Go through the entries one line at a time, and gather every line that has the word "screenshot".
= = =
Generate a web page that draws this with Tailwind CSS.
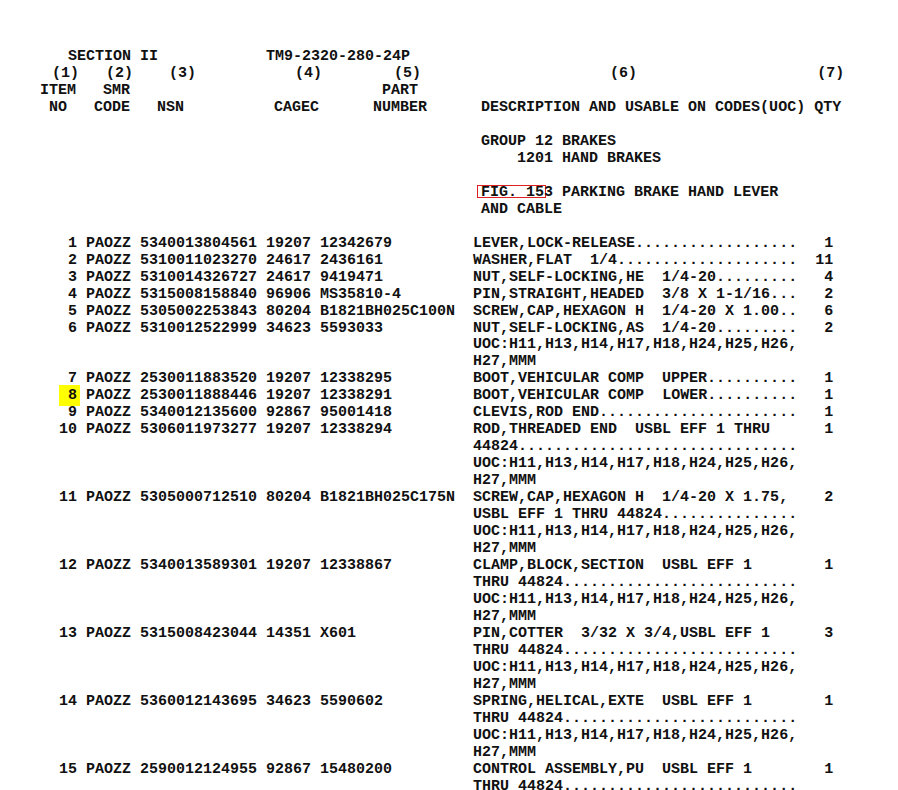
<!DOCTYPE html>
<html lang="en">
<head>
    <meta charset="UTF-8">
    <title>TM9-2320-280-24P</title>
    <script src="https://cdn.jsdelivr.net/npm/@tailwindcss/browser@4"></script>
</head>
<body class="bg-white text-[#111] h-[790px] overflow-hidden">
    <main class="pt-[49px] font-['Liberation_Mono',monospace] font-bold text-[15px] leading-[16.97px]">
        <!-- header lines do not sit on the same origin as the table -->
        <div class="whitespace-pre pl-[5px]">       SECTION II            TM9-2320-280-24P</div>
        <div class="whitespace-pre pl-[7px]">     (1)   (2)    (3)           (4)        (5)                     (6)                    (7)</div>
        <div class="whitespace-pre pl-[4px]">    ITEM   SMR                            PART</div>
        <div class="whitespace-pre pl-[4px] mb-[16.97px]">     NO   CODE   NSN          CAGEC      NUMBER      DESCRIPTION AND USABLE ON CODES(UOC) QTY</div>
        <div class="whitespace-pre pl-[4px] mb-[16.97px]">                                                     GROUP 12 BRAKES
                                                         1201 HAND BRAKES</div>
        <div class="whitespace-pre pl-[4px] mb-[16.97px]">                                                     <span class="inline-block h-[13px] leading-[16px] pl-[4px] pr-[2px] -ml-[4px] -mr-[2px] outline outline-[#e02020] -outline-offset-1">FIG. 15</span>3 PARKING BRAKE HAND LEVER
                                                     AND CABLE</div>
        <div class="whitespace-pre pl-[5px]">       1 PAOZZ 5340013804561 19207 12342679         LEVER,LOCK-RELEASE..................   1
       2 PAOZZ 5310011023270 24617 2436161          WASHER,FLAT  1/4....................  11
       3 PAOZZ 5310014326727 24617 9419471          NUT,SELF-LOCKING,HE  1/4-20.........   4
       4 PAOZZ 5315008158840 96906 MS35810-4        PIN,STRAIGHT,HEADED  3/8 X 1-1/16...   2
       5 PAOZZ 5305002253843 80204 B1821BH025C100N  SCREW,CAP,HEXAGON H  1/4-20 X 1.00..   6
       6 PAOZZ 5310012522999 34623 5593033          NUT,SELF-LOCKING,AS  1/4-20.........   2
                                                    UOC:H11,H13,H14,H17,H18,H24,H25,H26,
                                                    H27,MMM
       7 PAOZZ 2530011883520 19207 12338295         BOOT,VEHICULAR COMP  UPPER..........   1
       <span class="bg-[#ffff00] pl-[9px] pr-[3px] -ml-[9px] -mr-[3px] py-[2px]">8</span> PAOZZ 2530011888446 19207 12338291         BOOT,VEHICULAR COMP  LOWER..........   1
       9 PAOZZ 5340012135600 92867 95001418         CLEVIS,ROD END......................   1
      10 PAOZZ 5306011973277 19207 12338294         ROD,THREADED END  USBL EFF 1 THRU      1
                                                    44824...............................
                                                    UOC:H11,H13,H14,H17,H18,H24,H25,H26,
                                                    H27,MMM
      11 PAOZZ 5305000712510 80204 B1821BH025C175N  SCREW,CAP,HEXAGON H  1/4-20 X 1.75,    2
                                                    USBL EFF 1 THRU 44824...............
                                                    UOC:H11,H13,H14,H17,H18,H24,H25,H26,
                                                    H27,MMM
      12 PAOZZ 5340013589301 19207 12338867         CLAMP,BLOCK,SECTION  USBL EFF 1        1
                                                    THRU 44824..........................
                                                    UOC:H11,H13,H14,H17,H18,H24,H25,H26,
                                                    H27,MMM
      13 PAOZZ 5315008423044 14351 X601             PIN,COTTER  3/32 X 3/4,USBL EFF 1      3
                                                    THRU 44824..........................
                                                    UOC:H11,H13,H14,H17,H18,H24,H25,H26,
                                                    H27,MMM
      14 PAOZZ 5360012143695 34623 5590602          SPRING,HELICAL,EXTE  USBL EFF 1        1
                                                    THRU 44824..........................
                                                    UOC:H11,H13,H14,H17,H18,H24,H25,H26,
                                                    H27,MMM
      15 PAOZZ 2590012124955 92867 15480200         CONTROL ASSEMBLY,PU  USBL EFF 1        1
                                                    THRU 44824..........................</div>
    </main>
</body>
</html>
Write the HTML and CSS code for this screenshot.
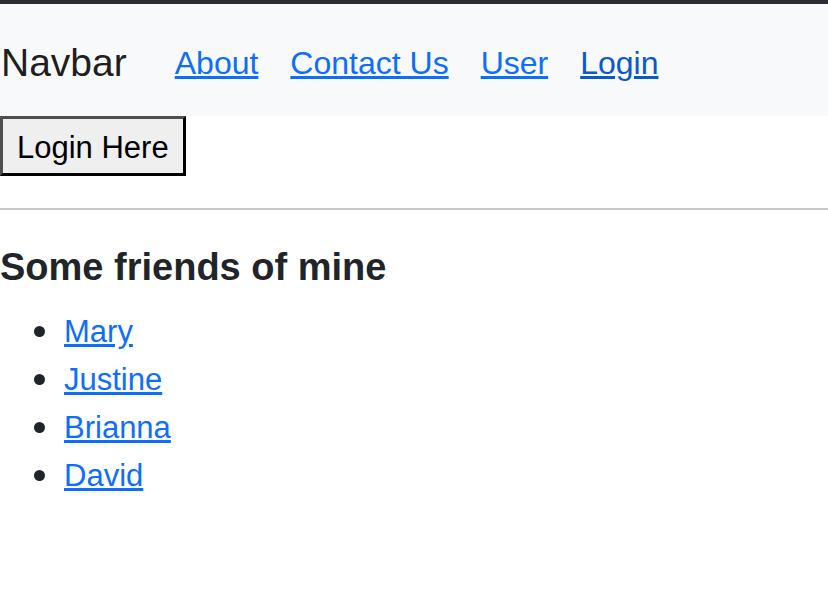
FILE: index.html
```html
<!DOCTYPE html>
<html lang="en">
<head>
<meta charset="utf-8">
<title>Navbar</title>
<link rel="stylesheet" href="styles.css">
</head>
<body>
<div class="topbar"></div>
<nav class="navbar">
  <a class="brand" href="#">Navbar</a>
  <ul class="nav-links">
    <li><a class="nav-link" href="#">About</a></li>
    <li><a class="nav-link" href="#">Contact Us</a></li>
    <li><a class="nav-link" href="#">User</a></li>
    <li><a class="nav-link active" href="#">Login</a></li>
  </ul>
</nav>
<div class="actions">
  <button class="login-btn" type="button">Login Here</button>
</div>
<hr class="divider">
<h5 class="title">Some friends of mine</h5>
<ul class="friends">
  <li><a href="#">Mary</a></li>
  <li><a href="#">Justine</a></li>
  <li><a href="#">Brianna</a></li>
  <li><a href="#">David</a></li>
</ul>
</body>
</html>
```

FILE: styles.css
```css
html, body {
  margin: 0;
  padding: 0;
  background: #fff;
}

body {
  font-family: "Liberation Sans", Arial, sans-serif;
  font-size: 32px;
  line-height: 48px;
  color: #212529;
}

.topbar {
  height: 4px;
  background: #2b2f33;
}

.navbar {
  display: flex;
  align-items: center;
  background: #f8f9fa;
  padding: 16px 0;
}

.brand {
  font-size: 39px;
  line-height: 60px;
  padding: 13px 0 7px;
  margin-right: 32px;
  margin-left: 1px;
  color: rgba(0, 0, 0, 0.9);
  text-decoration: none;
}

.nav-links {
  display: flex;
  list-style: none;
  margin: 0;
  padding: 0;
}

.nav-link {
  display: block;
  padding: 19px 16px 13px;
  font-size: 32px;
  line-height: 48px;
  color: #0d6efd;
}

.nav-link.active {
  color: #0a58ca;
}

.actions {
  display: flex;
}

.login-btn {
  font-family: inherit;
  font-size: 31px;
  line-height: 48px;
  margin: 0;
  padding: 5px 14px 1px;
  background: #efefef;
  color: #000;
  border-width: 3px;
  border-style: solid;
  border-color: #4f4f4f #000 #000 #4f4f4f;
  border-radius: 0;
}

.divider {
  margin: 32px 0;
  border: 0;
  border-top: 2px solid #c8c9ca;
  height: 0;
}

.title {
  margin: 0 0 16px;
  padding-top: 3px;
  font-size: 38px;
  font-weight: bold;
  line-height: 45px;
  color: #212529;
}

.friends {
  margin: 0 0 16px;
  padding-left: 64px;
  list-style: none;
}

.friends li {
  font-size: 31px;
  line-height: 45px;
  padding-top: 3px;
}

.friends li::before {
  content: "";
  display: inline-block;
  width: 11px;
  height: 11px;
  border-radius: 50%;
  background: #212529;
  margin-left: -30px;
  margin-right: 19px;
  vertical-align: 5px;
}

.friends a {
  color: #0d6efd;
}
```
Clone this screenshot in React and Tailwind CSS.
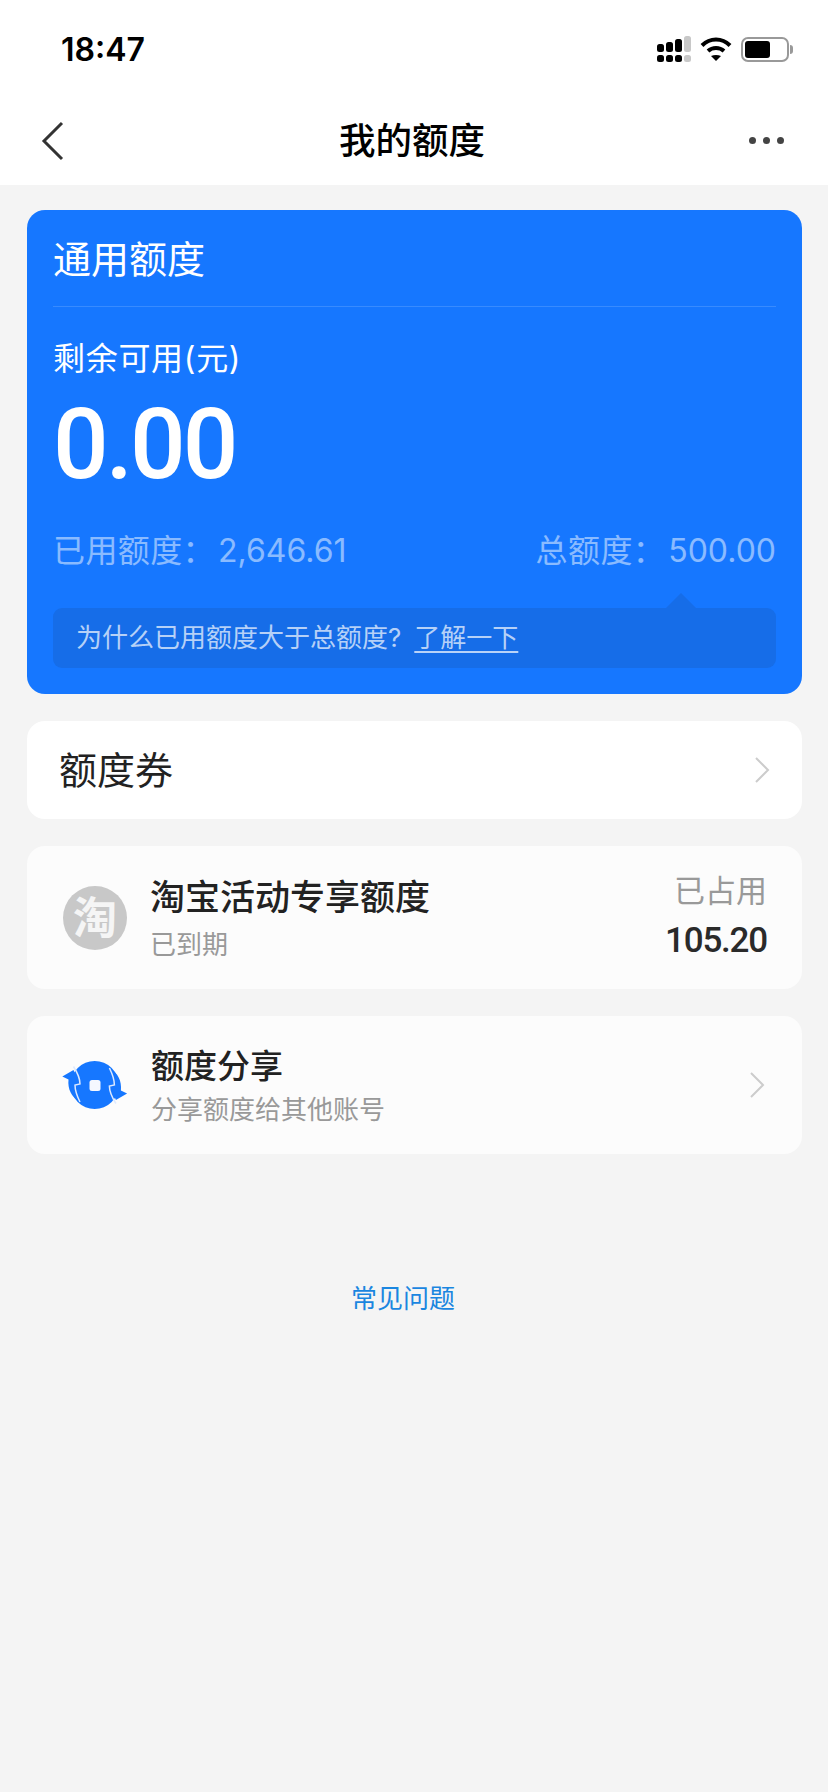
const CJK = "font-['Inter','Noto_Sans_CJK_SC',sans-serif]";

function StatusBar() {
  return (
    <div className="flex h-[86px] items-start justify-between pl-[61px] pr-[35px] pt-[30px]">
      <span className="font-['Inter',sans-serif] text-[32px] font-semibold leading-[40px] text-black">18:47</span>
      <div className="mt-[6px] flex items-center gap-[9px]">
        <svg width="34" height="26" viewBox="0 0 34 26" fill="#000">
          <rect x="0" y="8" width="7" height="8" rx="2.5" />
          <rect x="9" y="6" width="7" height="10" rx="2.5" />
          <rect x="18" y="3" width="7" height="13" rx="2.5" />
          <rect x="27" y="0" width="7" height="16" rx="2.5" fill="#c8c8c8" />
          <rect x="0" y="19" width="7" height="7" rx="2.5" />
          <rect x="9" y="19" width="7" height="7" rx="2.5" />
          <rect x="18" y="19" width="7" height="7" rx="2.5" />
          <rect x="27" y="19" width="7" height="7" rx="2.5" fill="#c8c8c8" />
        </svg>
        <svg width="32" height="26" viewBox="0 0 32 26" fill="none" stroke="#000" strokeWidth="4">
          <path d="M2 9.500C10 1.500 22 1.500 30 9.500" />
          <path d="M8 15C12.500 11 19.500 11 24 15" />
          <path d="M11 20L16 25L21 20C18 18.500 14 18.500 11 20Z" fill="#000" stroke="none" />
        </svg>
        <div className="flex items-center">
          <div className="flex h-[25px] w-[48px] items-center rounded-[7px] border-2 border-[#999999] p-[2px]">
            <div className="h-full w-[25px] rounded-[3px] bg-black" />
          </div>
          <div className="ml-[1px] h-[9px] w-[3px] rounded-r-full bg-[#999999]" />
        </div>
      </div>
    </div>
  );
}

function NavBar() {
  return (
    <div className="flex h-[99px] items-center pl-[40px] pr-[42px] pt-[10px]">
      <div className="flex-1">
        <svg width="24" height="40" viewBox="0 0 24 40" fill="none" stroke="#333333" strokeWidth="3">
          <path d="M22 2L4 20L22 38" />
        </svg>
      </div>
      <span className="text-[36.500px] font-medium leading-[48px] text-black">我的额度</span>
      <div className="flex flex-1 justify-end gap-[7px] pr-[2px]">
        <span className="h-[7px] w-[7px] rounded-full bg-[#444444]" />
        <span className="h-[7px] w-[7px] rounded-full bg-[#444444]" />
        <span className="h-[7px] w-[7px] rounded-full bg-[#444444]" />
      </div>
    </div>
  );
}

function QuotaCard() {
  return (
    <div className="flex h-[484px] flex-col rounded-[18px] bg-[#1677ff] px-[26px] pt-[24px] text-white">
      <div className="h-[73px] border-b border-white/15 text-[38px] leading-[50px]">通用额度</div>
      <div className="mt-[31px] text-[32px] leading-[42px] tracking-[0.7px]">剩余可用(元)</div>
      <div className="mt-[13px] font-['Roboto',sans-serif] text-[98px] font-medium leading-[104px] tracking-[-3px]">0.00</div>
      <div className="mt-[33px] flex justify-between text-[32px] leading-[42px] text-white/50">
        <span>
          <span className="tracking-[0.4px]">已用额度：</span>
          <span className="ml-[3px]">2,646.61</span>
        </span>
        <span>
          <span className="tracking-[0.4px]">总额度：</span>
          <span className="ml-[3px]">500.00</span>
        </span>
      </div>
      <div className="relative mt-[36px] flex h-[60px] items-center rounded-[9px] bg-[#166de8] px-[23px] pb-[2px] text-[26px] text-white/70">
        <span className="absolute right-[80px] top-[-15px] h-0 w-0 border-x-[15px] border-b-[15px] border-x-transparent border-b-[#166de8]" />
        <span>为什么已用额度大于总额度?</span>
        <span className="ml-[13px] underline underline-offset-4">了解一下</span>
      </div>
    </div>
  );
}

function Chevron() {
  return (
    <svg width="16" height="26" viewBox="0 0 16 26" fill="none" stroke="#cccccc" strokeWidth="2">
      <path d="M2 1L14 13L2 25" />
    </svg>
  );
}

function TaobaoIcon() {
  return (
    <div className="flex h-[64px] w-[64px] items-center justify-center rounded-full bg-[#c8c8c8] text-[44px] font-bold leading-none text-[#f5f5f5]">淘</div>
  );
}

function ShareArrow({ transform }) {
  return (
    <g transform={transform}>
      <path d="M4.300 21.500L15.500 15L21.500 29L16.500 30C16.500 35 18 41 21 46C13.500 42 9.500 34 10.500 24.500Z" fill="#1677ff" />
      <path d="M15.500 11.500C19 17 22 23 22 29L17 30C17 35 19 41 22 47" fill="none" stroke="#dce9ff" strokeWidth="1.500" />
    </g>
  );
}

function ShareIcon() {
  return (
    <svg width="74" height="60" viewBox="0 0 74 60">
      <circle cx="36.700" cy="30" r="24" fill="#1677ff" />
      <ShareArrow />
      <ShareArrow transform="rotate(180 36.700 30)" />
      <rect x="31.500" y="25" width="11" height="11" rx="2.500" fill="#f5f8ff" />
    </svg>
  );
}

export default function App() {
  return (
    <div className={`flex min-h-[1792px] w-[828px] flex-col bg-[#f4f4f4] ${CJK}`}>
      <div className="bg-white">
        <StatusBar />
        <NavBar />
      </div>
      <main className="flex flex-col gap-[27px] pl-[27px] pr-[26px] pt-[25px]">
        <QuotaCard />
        <div className="flex h-[98px] items-center justify-between rounded-[18px] bg-white px-[32px]">
          <span className="text-[38px] leading-[48px] text-[#222222]">额度券</span>
          <Chevron />
        </div>
        <div className="flex h-[143px] items-center rounded-[18px] bg-[#fcfcfc] pl-[36px] pr-[36px]">
          <TaobaoIcon />
          <div className="ml-[23px] flex-1">
            <div className="text-[35px] font-medium leading-[46px] text-[#222222]">淘宝活动专享额度</div>
            <div className="mt-[8px] text-[26px] leading-[34px] text-[#999999]">已到期</div>
          </div>
          <div className="-mr-[1px] -translate-y-[2px] text-right">
            <div className="text-[31px] leading-[40px] text-[#999999]">已占用</div>
            <div className="mt-[10px] font-['Roboto',sans-serif] text-[35px] font-medium leading-[40px] tracking-[-1.200px] text-[#2a2a2a]">105.20</div>
          </div>
        </div>
        <div className="flex h-[138px] items-center rounded-[18px] bg-[#fcfcfc] pl-[31px] pr-[37px]">
          <ShareIcon />
          <div className="ml-[19px] flex-1 translate-y-[1px]">
            <div className="text-[33px] font-medium leading-[42px] text-[#222222]">额度分享</div>
            <div className="mt-[6px] text-[26px] leading-[34px] text-[#999999]">分享额度给其他账号</div>
          </div>
          <Chevron />
        </div>
      </main>
      <div className="mt-[127px] pr-[22px] text-center text-[26px] leading-[36px] text-[#1a86e0]">常见问题</div>
    </div>
  );
}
= = =
§ **Task result**
Write the HTML and CSS code for this screenshot.
Clone this screenshot in React and Tailwind CSS.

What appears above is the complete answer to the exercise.